[CHALLENGE]:
Extract every line that contains the word "index".
═════ PROVIDED MATERIAL ═════
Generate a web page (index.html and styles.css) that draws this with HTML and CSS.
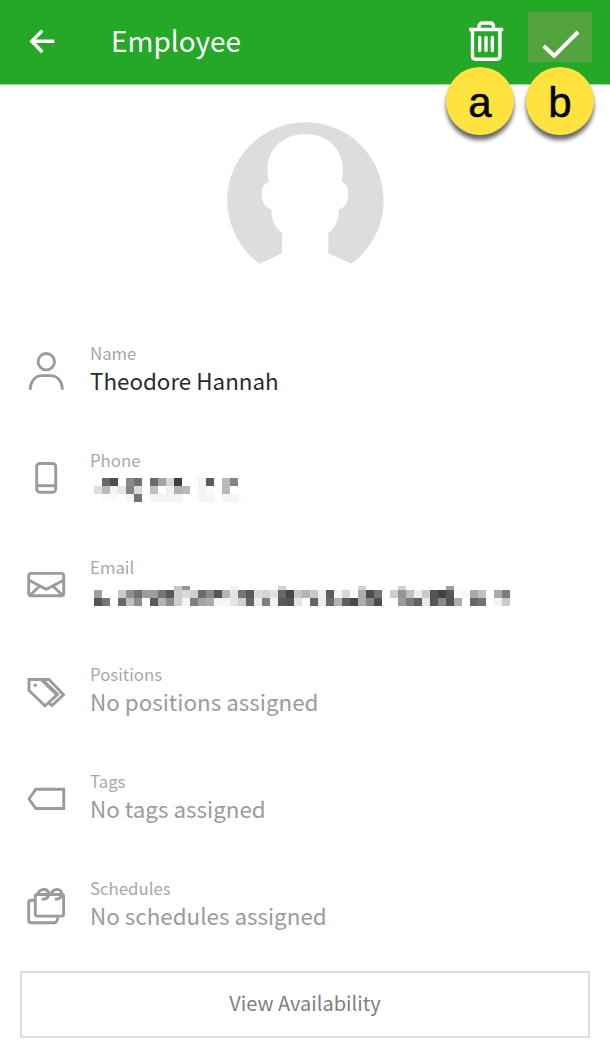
FILE: index.html
```html
<!DOCTYPE html>
<html lang="en">
<head>
<meta charset="utf-8">
<title>Employee</title>
<link rel="stylesheet" href="styles.css">
</head>
<body>
  <header class="header">
    <svg class="back" width="28" height="28" viewBox="0 0 28 28">
      <path d="M26.3 14.3H4M14.3 3.600L3.800 14.3l10.500 10.700"/>
    </svg>
    <h1>Employee</h1>
    <div class="action trash">
      <svg width="40" height="50" viewBox="0 0 40 50">
        <path d="M3.2 17.5h34M13 17v-2.500q0-3.500 3.500-3.500h7.500q3.500 0 3.500 3.500V17M6.500 18v26q0 3.200 3.200 3.200h21q3.200 0 3.200-3.200V18"/>
        <path class="bars" d="M13.700 25.500v13M20 25.500v13M26.300 25.500v13"/>
      </svg>
      <span class="marker">a</span>
    </div>
    <div class="action save">
      <svg width="64" height="50" viewBox="0 0 64 50">
        <path d="M15.700 34l10.500 9.800L50 20"/>
      </svg>
      <span class="marker">b</span>
    </div>
  </header>

  <div class="avatar">
    <svg width="190" height="170" viewBox="0 0 570 510">
      <path d="M148 461C90 418 52 345 52 272C52 142 157 37 287 37S521 142 521 272C521 345 484 418 424 461L355 430V369C376 354 386 334 387 298C405 295 415 274 415 252C415 233 408 220 396 217L399 180C399 115 350 72 286 72S172 115 172 180L176 217C163 220 155 233 155 252C155 274 165 295 184 298C185 334 195 354 216 369V430Z"/>
    </svg>
  </div>

  <ul class="details">
    <li>
      <svg class="icon" viewBox="0 0 40 40">
        <circle cx="20.300" cy="10.700" r="8.200"/>
        <path d="M4.300 38.800C4.300 30 9.500 24.600 16 24.600h8.600C31 24.600 36.300 30 36.300 38.800"/>
      </svg>
      <div class="text">
        <label>Name</label>
        <p class="filled">Theodore Hannah</p>
      </div>
    </li>
    <li>
      <svg class="icon" viewBox="0 0 40 40">
        <rect x="10.700" y="5.500" width="19" height="28.700" rx="3"/>
        <path d="M11 27.700h18.500"/>
      </svg>
      <div class="text">
        <label>Phone</label>
        <svg class="masked" id="phone" width="430" height="24"></svg>
      </div>
    </li>
    <li>
      <svg class="icon" viewBox="0 0 40 40">
        <rect x="2.700" y="8.400" width="35" height="22.300" rx="2.500"/>
        <path d="M3.500 15.500l16.800 8.800 16.800-8.800M4.500 29.800l9-8.600M36 29.800l-9-8.600"/>
      </svg>
      <div class="text">
        <label>Email</label>
        <svg class="masked" id="email" width="430" height="24"></svg>
      </div>
    </li>
    <li>
      <svg class="icon" viewBox="0 0 40 40">
        <path d="M3 7.500H15L31 23 19 33.800 3 18.500ZM15 7.500h8L37.500 22.700 26 33.500l-3-2.700"/>
        <path d="M17 8.300l15.500 14.700"/>
        <circle class="dot" cx="9.300" cy="13.300" r="1.700"/>
      </svg>
      <div class="text">
        <label>Positions</label>
        <p>No positions assigned</p>
      </div>
    </li>
    <li>
      <svg class="icon" viewBox="0 0 40 40">
        <path d="M3 20L9.800 10.200H37.700V29.500H9.800Z"/>
      </svg>
      <div class="text">
        <label>Tags</label>
        <p>No tags assigned</p>
      </div>
    </li>
    <li>
      <svg class="icon" viewBox="0 0 40 40">
        <rect x="9.300" y="8.500" width="28.300" height="21.600" rx="2"/>
        <path d="M9 14.200H5q-2.300 0-2.300 2.300v17.800q0 2.400 2.400 2.400h23.200q3.200 0 3.200-5.500"/>
        <path d="M11.500 9C13 2 21.500 1.800 22.700 7.200C23.200 11 19.800 14 15.800 12.800M24.800 9C26.300 2 34.800 1.800 35.700 7.200C36.200 11 32.800 14 28.800 12.800"/>
      </svg>
      <div class="text">
        <label>Schedules</label>
        <p>No schedules assigned</p>
      </div>
    </li>
  </ul>

  <button class="availability">View Availability</button>

  <script type="text/javascript">
    // each row: [top, height, two hex digits of grey per 8px cell]
    var phone = [
      [0, 8, 'ff694dff8a72ff6ca4d63ffffff35bffba83'],
      [8, 8, 'debaf5e682dcffc0fff0b2b8fff4faffb8ff'],
      [16, 8, 'fffbfafff575fff4f4f4f4fffdf4f4fff4f4fd']
    ];
    var email = [
      [1, 4, 'ffffffffffffffffffffc596fffffffffff2ffffffffffd2ffffffffffffffffffd2ffffffffd2ffffffffffa0'],
      [5, 8, '9fffffca8f729e9e7558cdd9d06c8a54b5e3765adcd4e06847c6b3c8ee5bf5d8fdad4c74face95c0edca564258fdf8aac2ffaa7d'],
      [13, 8, '5576ff69bf8eff59b38ccef580a3adf5f5e4d064ed80f25954e6ff64ec69b2604aad864efcff9a7c62ea568754adfd6874fff3ca']
    ];

    function drawCells(id, rows){
      var svg = document.getElementById(id);
      for(var r = 0; r < rows.length; r++){
        var cells = rows[r][2];
        for(var i = 0; i < cells.length; i += 2){
          var grey = cells.substr(i, 2);
          if(grey === 'ff') continue;
          var rect = document.createElementNS('http://www.w3.org/2000/svg', 'rect');
          rect.setAttribute('x', 4 + i * 4);
          rect.setAttribute('y', rows[r][0]);
          rect.setAttribute('width', 8);
          rect.setAttribute('height', rows[r][1]);
          rect.setAttribute('fill', '#' + grey + grey + grey);
          svg.appendChild(rect);
        }
      }
    }

    drawCells('phone', phone);
    drawCells('email', email);
  </script>
</body>
</html>
```
FILE: styles.css
```css
*{
    margin: 0;
    padding: 0;
    box-sizing: border-box;
}
body{
    background: #fff;
    font-family: "Noto Sans CJK SC", "Noto Sans", sans-serif;
    color: #9b9b9b;
}
svg{
    display: block;
    fill: none;
    flex: none;
}
.header{
    display: flex;
    align-items: flex-start;
    height: 85px;
    padding: 12px 18px 0 28px;
    background: #25a728;
    border-bottom: 1px solid #a5daa6;
}
.header svg{
    stroke: #fff;
    stroke-width: 3.4;
    stroke-linejoin: round;
}
.header .back{
    margin-top: 15px;
    stroke-linejoin: miter;
}
.header .bars{
    stroke-width: 3.4;
    stroke-linecap: round;
}
.header h1{
    flex: 1;
    margin-left: 55px;
    font-size: 28px;
    font-weight: 400;
    line-height: 56px;
    color: #fff;
}
.action{
    position: relative;
    height: 50px;
}
.trash{
    margin-right: 22px;
}
.save{
    background: #53a43f;
}
.save svg{
    stroke-width: 4;
}
.marker{
    position: absolute;
    top: 55px;
    left: 50%;
    width: 68px;
    height: 68px;
    margin-left: -34px;
    border-radius: 50%;
    background: #ffe23d;
    box-shadow: 0 5px 4px rgba(0, 0, 0, 0.6);
    color: #000;
    font: 42px/72px "Liberation Sans", sans-serif;
    text-align: center;
    -webkit-text-stroke: 0.5px #000;
}
.trash .marker{
    margin-left: -40px;
}
.avatar{
    display: flex;
    justify-content: center;
    padding: 25px 0 49px;
}
.avatar svg{
    fill: #ddd;
}
.details{
    list-style: none;
}
.details li{
    display: flex;
    height: 107px;
    padding: 14px 0 0 26px;
}
.icon{
    width: 40px;
    height: 40px;
    margin: 8px 24px 0 0;
    stroke: #9b9b9b;
    stroke-width: 2.9;
}
.icon .dot{
    fill: #9b9b9b;
    stroke: none;
}
.text label{
    display: block;
    height: 22px;
    font-size: 16.8px;
    line-height: 20px;
    color: #a8a8a8;
}
.text p{
    font-size: 22.4px;
    line-height: 30px;
}
.text .filled{
    color: #2b2b2b;
}
.masked{
    margin-top: 6px;
}
.availability{
    display: block;
    width: 570px;
    height: 67px;
    margin: 0 auto;
    padding-bottom: 4px;
    border: 2px solid #dedede;
    background: #fff;
    font-family: inherit;
    font-size: 20px;
    color: #808080;
}
```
═════
[FULL SOLUTION]:
Generate a web page (index.html and styles.css) that draws this with HTML and CSS.
FILE: index.html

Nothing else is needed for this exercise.